Claims of constructive dismissal and constructive unfair dismissal could also arise from an unreasonable rejection of a flexible working request if such a rejection amounts to a fundamental breach of contract by the employer. In the event of a successful claim of constructive dismissal, compensation would be limited to any amounts contractually due to the employee under his or her employment contract. Successful claims of constructive unfair dismissal would be capped at around £136,000—although if the rejection is found to be discriminatory, compensation would be uncapped and potentially very significant.

What should employers be doing now?

Dealing with a flexible working request is a delicate situation that can potentially expose the company to a number of claims. Any statutory flexible working request should be considered in accordance with the statutory regime outlined above and on a case-by-case basis.

Banks that do not already have flexible working request policies in place should consider implementing them, and any policies dated before April 6, 2024, should be updated in light of the recent changes.

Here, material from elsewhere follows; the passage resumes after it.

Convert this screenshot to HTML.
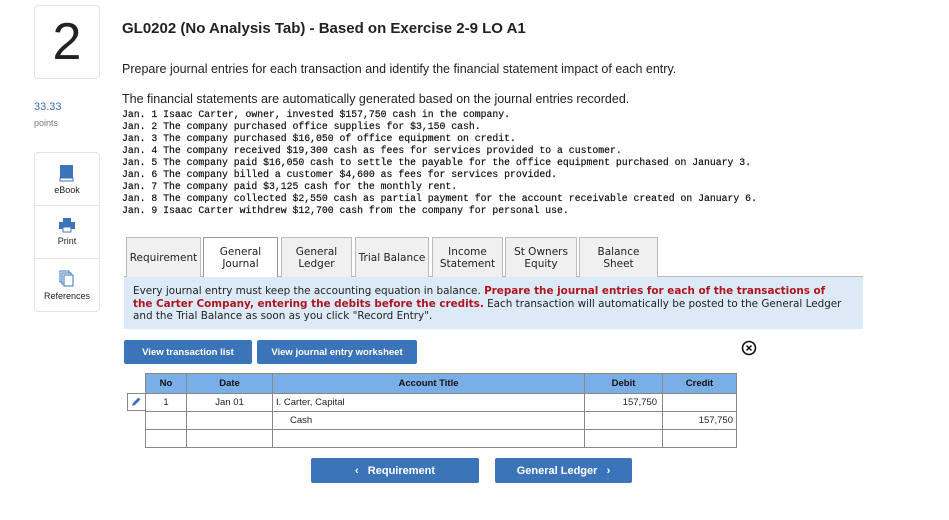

Banks should also ensure that managers have received training on flexible working requests and the steps they should take if they receive them. Employers must be well organised and implement policies and procedures to deal with requests within the shorter prescribed time frame of two months.

Proper consideration and accommodation of flexible working requests will have positive effects on employee retention and morale. If banks can demonstrate that they will properly consider any request (even if, ultimately, they are likely to reject it) and provide robust reasoning for any rejection, it will not only protect them from exposure to potential claims but also encourage positive relations between management and employees.